La flexibilización de México de 2012 redujo costos para contratar y despedir y creó contratos por horas y temporarios. Logró aumentar el empleo formal, pero en sectores de baja productividad mientras la informalidad persiste en el 60% y los sueldos tampoco mejoran. En Alemania se reestructuró el seguro de desempleo y se expandieron los minijobs, con lo que bajó la desocupación, pero a fuerza de trabajo a tiempo parcial, precario, de bajos salarios y sin seguridad social completa.

La historia reciente demuestra que flexibilizar generó empleo temporal, a tiempo parcial o tercerizado en España, Alemania, Brasil y México. No logró terminar con la informalidad y la desigualdad, en parte porque no mejoraron la productividad ni el control del trabajo no registrado ni la política pro pymes, como ocurrió a lo largo de Latinoamérica. En países que atravesaban una recesión, como Grecia y Portugal, no sirvió para recuperar el empleo sino para despedir, reducir el ingreso de la población, desalentar así el consumo y, por último, otra vez la creación de trabajo, en un círculo vicioso. Eso lo que se teme en esta Argentina con industria, comercio y construcción estancados o en baja.

La negociación descentralizada favoreció a las grandes empresas, como en Reino Unido y Nueva Zelanda. Los casos exitosos como Alemania se combinaron con crecimiento económico, instituciones fuertes y controladoras y una base productiva diversificada, aunque también dejaron su tendal precarizador.
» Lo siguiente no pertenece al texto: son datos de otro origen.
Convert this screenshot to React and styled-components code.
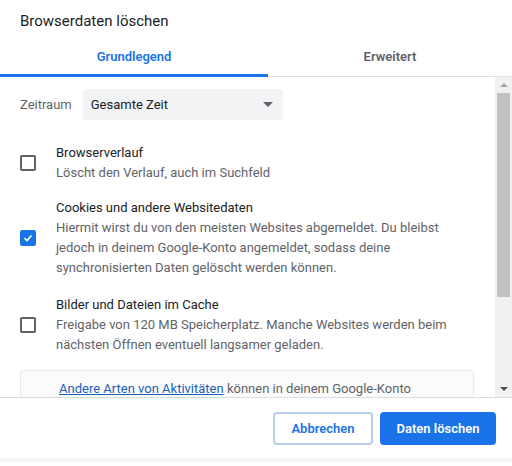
import React from "react";
import styled, { createGlobalStyle } from "styled-components";

const Global = createGlobalStyle`
  html, body { margin: 0; padding: 0; background: #fff; }
  body { font-family: "Segoe UI", Roboto, "Noto Sans", sans-serif; }
  * { box-sizing: border-box; }
`;

const Dialog = styled.div`
  width: 512px;
  height: 466px;
  display: flex;
  flex-direction: column;
  background: #fff;
  overflow: hidden;
`;

const Title = styled.h1`
  margin: 0;
  height: 36px;
  padding: 11px 20px 0;
  font-size: 15px;
  font-weight: 400;
  line-height: 20px;
  color: #202124;
`;

const Tabs = styled.div`
  display: flex;
  height: 41px;
  border-bottom: 1px solid #e0e0e0;
`;

const Tab = styled.div`
  width: ${(p) => p.$w}px;
  display: flex;
  align-items: center;
  justify-content: center;
  font-size: 13px;
  font-weight: 600;
  color: ${(p) => (p.$active ? "#1a73e8" : "#5f6368")};
  border-bottom: 3px solid ${(p) => (p.$active ? "#1a73e8" : "transparent")};
  margin-bottom: -1px;
  padding-top: 2px;
`;

const Body = styled.div`
  display: flex;
  height: 321px;
  border-bottom: 1px solid #dadce0;
`;

const Content = styled.div`
  flex: 1;
  overflow: hidden;
  padding: 12px 21px 0 20px;
  display: flex;
  flex-direction: column;
`;

const RangeRow = styled.div`
  display: flex;
  align-items: center;
  gap: 11px;
  margin-bottom: 23px;
`;

const Label = styled.span`
  font-size: 13px;
  color: #5f6368;
`;

const Select = styled.div`
  width: 200px;
  height: 31px;
  background: #f1f3f4;
  border-radius: 4px;
  display: flex;
  align-items: center;
  justify-content: space-between;
  padding: 0 8px 0 8px;
  font-size: 13px;
  color: #202124;
`;

const Caret = styled.span`
  width: 0;
  height: 0;
  border-left: 5px solid transparent;
  border-right: 5px solid transparent;
  border-top: 5px solid #5f6368;
  margin-right: 2px;
`;

const Option = styled.div`
  display: flex;
  align-items: center;
  gap: 20px;
  margin-bottom: ${(p) => p.$space}px;
`;

const Box = styled.div`
  flex: none;
  width: 16px;
  height: 16px;
  border-radius: 2px;
  border: 2px solid ${(p) => (p.$checked ? "#1a73e8" : "#5f6368")};
  background: ${(p) => (p.$checked ? "#1a73e8" : "#fff")};
  display: flex;
  align-items: center;
  justify-content: center;
`;

const OptionText = styled.div`
  font-size: 13px;
  line-height: 20px;
  white-space: nowrap;
`;

const OptionTitle = styled.div`
  color: #202124;
`;

const OptionDesc = styled.div`
  color: #5f6368;
`;

const InfoBox = styled.div`
  border: 1px solid #e8eaed;
  border-radius: 4px;
  background: #fbfbfc;
  padding: 8px 20px 20px 38px;
  font-size: 13px;
  line-height: 20px;
  color: #5f6368;
  white-space: nowrap;
`;

const Link = styled.a`
  color: #1a5fb4;
  text-decoration: underline;
`;

const Scrollbar = styled.div`
  width: 17px;
  background: #f1f1f1;
  display: flex;
  flex-direction: column;
  align-items: center;
`;

const Arrow = styled.div`
  height: 16px;
  display: flex;
  align-items: center;
  justify-content: center;
  width: 100%;
`;

const Tri = styled.span`
  width: 0;
  height: 0;
  border-left: 4px solid transparent;
  border-right: 4px solid transparent;
  ${(p) =>
    p.$up
      ? "border-bottom: 4px solid #a3a3a3;"
      : "border-top: 4px solid #505050;"}
`;

const Thumb = styled.div`
  width: 13px;
  height: 204px;
  background: #c1c1c1;
`;

const Spacer = styled.div`
  flex: 1;
`;

const Footer = styled.div`
  height: 64px;
  display: flex;
  justify-content: flex-end;
  align-items: center;
  gap: 7px;
  padding: 0 16px 0 0;
  border-bottom: 4px solid #f5f5f5;
`;

const Button = styled.button`
  height: 33px;
  padding: 0 16px;
  min-width: ${(p) => (p.$primary ? 116 : 100)}px;
  border-radius: 4px;
  font-family: inherit;
  font-size: 13px;
  font-weight: 600;
  cursor: pointer;
  border: ${(p) => (p.$primary ? "none" : "2px solid #b6cdee")};
  background: ${(p) => (p.$primary ? "#1a73e8" : "#fff")};
  color: ${(p) => (p.$primary ? "#fff" : "#1a73e8")};
`;

const Check = () => (
  <svg width="10" height="10" viewBox="0 0 10 10">
    <path d="M1.5 5.2 L4 7.5 L8.5 2.5" fill="none" stroke="#fff" strokeWidth="1.6" />
  </svg>
);

const options = [
  {
    title: "Browserverlauf",
    desc: ["Löscht den Verlauf, auch im Suchfeld"],
    checked: false,
    space: 15,
  },
  {
    title: "Cookies und andere Websitedaten",
    desc: [
      "Hiermit wirst du von den meisten Websites abgemeldet. Du bleibst",
      "jedoch in deinem Google-Konto angemeldet, sodass deine",
      "synchronisierten Daten gelöscht werden können.",
    ],
    checked: true,
    space: 17,
  },
  {
    title: "Bilder und Dateien im Cache",
    desc: [
      "Freigabe von 120 MB Speicherplatz. Manche Websites werden beim",
      "nächsten Öffnen eventuell langsamer geladen.",
    ],
    checked: false,
    space: 15,
  },
];

export default function App() {
  return (
    <>
      <Global />
      <Dialog>
        <Title>Browserdaten löschen</Title>
        <Tabs>
          <Tab $w={268} $active>Grundlegend</Tab>
          <Tab $w={244}>Erweitert</Tab>
        </Tabs>
        <Body>
          <Content>
            <RangeRow>
              <Label>Zeitraum</Label>
              <Select>
                Gesamte Zeit
                <Caret />
              </Select>
            </RangeRow>
            {options.map((o) => (
              <Option key={o.title} $space={o.space}>
                <Box $checked={o.checked}>{o.checked && <Check />}</Box>
                <OptionText>
                  <OptionTitle>{o.title}</OptionTitle>
                  {o.desc.map((d) => (
                    <OptionDesc key={d}>{d}</OptionDesc>
                  ))}
                </OptionText>
              </Option>
            ))}
            <InfoBox>
              <Link href="#">Andere Arten von Aktivitäten</Link> können in deinem Google-Konto
            </InfoBox>
          </Content>
          <Scrollbar>
            <Arrow>
              <Tri $up />
            </Arrow>
            <Thumb />
            <Spacer />
            <Arrow>
              <Tri />
            </Arrow>
          </Scrollbar>
        </Body>
        <Footer>
          <Button>Abbrechen</Button>
          <Button $primary>Daten löschen</Button>
        </Footer>
      </Dialog>
    </>
  );
}
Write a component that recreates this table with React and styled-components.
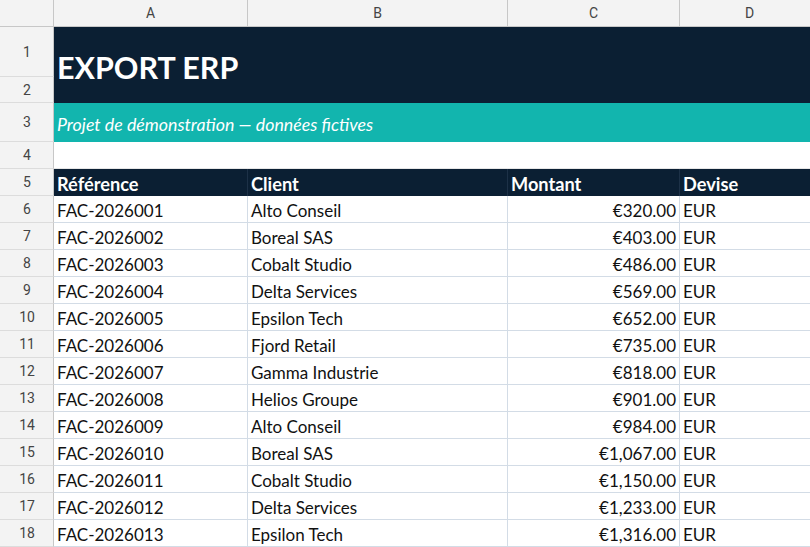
import React from "react";
import styled, { createGlobalStyle } from "styled-components";

const GlobalStyle = createGlobalStyle`
  html, body {
    margin: 0;
    padding: 0;
    background: #ffffff;
    overflow: hidden;
  }
  * { box-sizing: border-box; }
`;

const NAVY = "#0b1f33";
const TEAL = "#12b5ae";
const GRID = "#d3dce6";
const HEAD_LINE = "#c7c7c7";

const Sheet = styled.div`
  display: grid;
  grid-template-columns: 54px 194px 260px 172px 140px;
  grid-template-rows: 27px 50px 26px 39px 27px 27px repeat(13, 27px);
  width: 820px;
  font-family: Lato, "Noto Sans", sans-serif;
`;

const Corner = styled.div`
  background: #f3f3f3;
  border-right: 1px solid ${HEAD_LINE};
  border-bottom: 1px solid ${HEAD_LINE};
`;

const ColHead = styled.div`
  background: #f3f3f3;
  border-right: 1px solid ${HEAD_LINE};
  border-bottom: 1px solid ${HEAD_LINE};
  display: flex;
  align-items: center;
  justify-content: center;
  font-family: Roboto, "Liberation Sans", sans-serif;
  font-size: 14px;
  color: #444;
`;

const RowHead = styled(ColHead)`
  border-bottom: 1px solid #dcdcdc;
  padding-left: 1px;
`;

const Banner = styled.div`
  grid-column: 2 / 6;
  grid-row: ${p => p.$rows};
  background: ${p => p.$bg};
  color: #fff;
  display: flex;
  align-items: center;
  padding-left: 3px;
`;

const Title = styled.span`
  font-weight: 700;
  font-size: 30.5px;
  margin-top: 3px;
`;

const Subtitle = styled.span`
  font-style: italic;
  font-size: 17.8px;
  margin-top: 2px;
`;

const Empty = styled.div`
  grid-column: 2 / 6;
  background: #fff;
  border-bottom: 1px solid #e6e6e6;
`;

const HeadCell = styled.div`
  background: ${NAVY};
  color: #fff;
  font-weight: 700;
  font-size: 18.2px;
  display: flex;
  align-items: center;
  padding: 3px 3px 0;
  border-right: 1px solid #1d3147;
`;

const Cell = styled.div`
  background: #fff;
  color: #111;
  font-size: 17px;
  display: flex;
  align-items: center;
  justify-content: ${p => (p.$right ? "flex-end" : "flex-start")};
  padding: 2px 3px 0 3px;
  border-right: 1px solid ${GRID};
  border-bottom: 1px solid ${GRID};
  white-space: nowrap;
  overflow: hidden;
`;

const clients = [
  "Alto Conseil",
  "Boreal SAS",
  "Cobalt Studio",
  "Delta Services",
  "Epsilon Tech",
  "Fjord Retail",
  "Gamma Industrie",
  "Helios Groupe",
];

const formatAmount = n =>
  "€" + n.toLocaleString("en-US", { minimumFractionDigits: 2, maximumFractionDigits: 2 });

const invoices = Array.from({ length: 13 }, (_, i) => ({
  ref: `FAC-2026${String(i + 1).padStart(3, "0")}`,
  client: clients[i % clients.length],
  amount: formatAmount(320 + i * 83),
  currency: "EUR",
}));

export default function App() {
  return (
    <>
      <GlobalStyle />
      <Sheet>
        <Corner />
        {["A", "B", "C", "D"].map(l => (
          <ColHead key={l}>{l}</ColHead>
        ))}

        <RowHead style={{ gridRow: 2 }}>1</RowHead>
        <Banner $rows="2 / 4" $bg={NAVY}>
          <Title>EXPORT ERP</Title>
        </Banner>
        <RowHead style={{ gridRow: 3 }}>2</RowHead>

        <RowHead>3</RowHead>
        <Banner $rows="4" $bg={TEAL}>
          <Subtitle>Projet de démonstration — données fictives</Subtitle>
        </Banner>

        <RowHead>4</RowHead>
        <Empty />

        <RowHead>5</RowHead>
        <HeadCell>Référence</HeadCell>
        <HeadCell>Client</HeadCell>
        <HeadCell>Montant</HeadCell>
        <HeadCell>Devise</HeadCell>

        {invoices.map((inv, i) => (
          <React.Fragment key={inv.ref}>
            <RowHead>{i + 6}</RowHead>
            <Cell>{inv.ref}</Cell>
            <Cell>{inv.client}</Cell>
            <Cell $right>{inv.amount}</Cell>
            <Cell>{inv.currency}</Cell>
          </React.Fragment>
        ))}
      </Sheet>
    </>
  );
}
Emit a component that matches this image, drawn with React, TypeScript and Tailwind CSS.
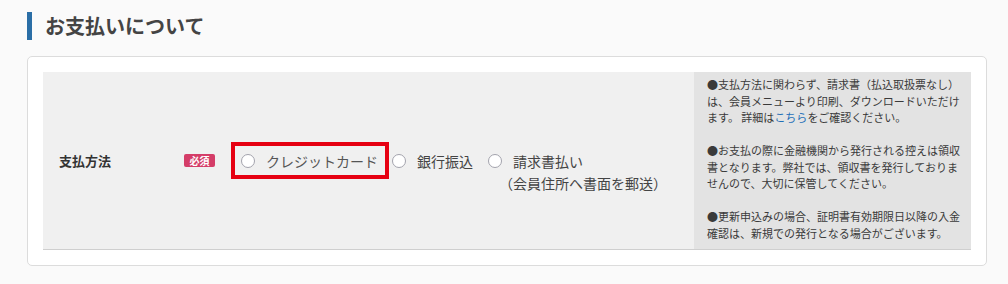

Sin un consenso amplio por la oposición sindical, se corre el riesgo de que la reforma se revierta cuando gane otro partido político, en 2027 o 2031. También puede que provincias opositoras, como la de Buenos Aires, donde vive casi el 40% de los argentinos, no adhiera a los regímenes voluntarios que se crea para trabajadores agrarios o accidentes laborales. La Argentina ya tiene una historia de leyes laborales aprobadas pero no aplicadas.